Let the formula of the sample be ${\left(F{e}^{2+}\right)}_x{\left(F{e}^{3+}\right)}_{y}O$
On looking at the given formula of the compound
$x+y=0.93\dots \text{ (i) }$
Total positive charge on ferrous and ferric ions should balance the two units of negative charge on oxygen.

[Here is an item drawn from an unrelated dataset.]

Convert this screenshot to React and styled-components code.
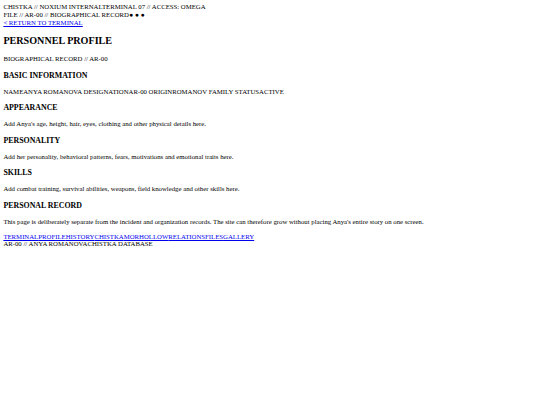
import styled, { createGlobalStyle } from "styled-components";

const GlobalStyle = createGlobalStyle`
  body {
    margin: 3.375px;
    font-family: "Liberation Serif", "Times New Roman", serif;
    font-size: 6.75px;
    line-height: 1.15;
    color: #000;
    background: #fff;
  }
`;

const Header = styled.header``;

const Line = styled.div``;

const Dot = styled.span`
  margin-left: ${(props) => (props.first ? "0" : "0.25em")};
`;

const TextLink = styled.a`
  color: #0000ee;
  text-decoration: underline;
`;

const Main = styled.section``;

const Title = styled.h1`
  font-size: 1.5em;
  font-weight: bold;
  margin: 0.83em 0;
`;

const Para = styled.p`
  margin: 1em 0;
`;

const SectionTitle = styled.h3`
  font-size: 1.17em;
  font-weight: bold;
  margin: 1em 0;
`;

const InfoRow = styled.div`
  margin: 1em 0;
`;

const Nav = styled.nav``;

const Footer = styled.footer``;

const info = [
  ["NAME", "ANYA ROMANOVA"],
  ["DESIGNATION", "AR-00"],
  ["ORIGIN", "ROMANOV FAMILY"],
  ["STATUS", "ACTIVE"],
];

const sections = [
  ["APPEARANCE", "Add Anya's age, height, hair, eyes, clothing and other physical details here."],
  ["PERSONALITY", "Add her personality, behavioral patterns, fears, motivations and emotional traits here."],
  ["SKILLS", "Add combat training, survival abilities, weapons, field knowledge and other skills here."],
  [
    "PERSONAL RECORD",
    "This page is deliberately separate from the incident and organization records. The site can therefore grow without placing Anya's entire story on one screen.",
  ],
];

const links = ["TERMINAL", "PROFILE", "HISTORY", "CHISTKA", "MORHOLLOW", "RELATIONS", "FILES", "GALLERY"];

export default function App() {
  return (
    <>
      <GlobalStyle />
      <Header>
        <Line>
          <span>CHISTKA // NOXIUM INTERNAL</span>
          <span>TERMINAL 07 // ACCESS: OMEGA</span>
        </Line>
        <Line>
          <span>FILE // AR-00 // BIOGRAPHICAL RECORD</span>
          <Dot first>●</Dot>
          <Dot>●</Dot>
          <Dot>●</Dot>
        </Line>
        <TextLink href="#">&lt; RETURN TO TERMINAL</TextLink>
      </Header>
      <Main>
        <Title>PERSONNEL PROFILE</Title>
        <Para>BIOGRAPHICAL RECORD // AR-00</Para>
        <SectionTitle>BASIC INFORMATION</SectionTitle>
        <InfoRow>
          {info.map(([label, value], i) => (
            <span key={label}>
              {i > 0 && " "}
              <span>{label}</span>
              <span>{value}</span>
            </span>
          ))}
        </InfoRow>
        {sections.map(([title, text]) => (
          <div key={title}>
            <SectionTitle>{title}</SectionTitle>
            <Para>{text}</Para>
          </div>
        ))}
      </Main>
      <Nav>
        {links.map((l) => (
          <TextLink key={l} href="#">
            {l}
          </TextLink>
        ))}
      </Nav>
      <Footer>
        <span>AR-00 // ANYA ROMANOVA</span>
        <span>CHISTKA DATABASE</span>
      </Footer>
    </>
  );
}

Therefore, $2x+3y=2$...(ii)
$\Rightarrow x+\frac{3}{2}y=1\text{...(iii) }$
On subtracting equation (i) from equation (iii) we have
$\frac{3}{2}y-y=1-0\cdot 93$
$\Rightarrow \frac{1}{2}y=0\cdot 07\Rightarrow y=0\cdot 14$
On putting the value of $y$ in equation (i), we get
$x+0.14=0.93$
$\Rightarrow x=0.93-0.14\Rightarrow x=0.79$
Fraction of $F{e}^{2+}$ ions present in the sample $=\frac{0.79}{0.93}=0\cdot 849\cong 85\%$
Metal deficiency defect is present in the sample because iron is less in
amount than that required for stoichiometric composition.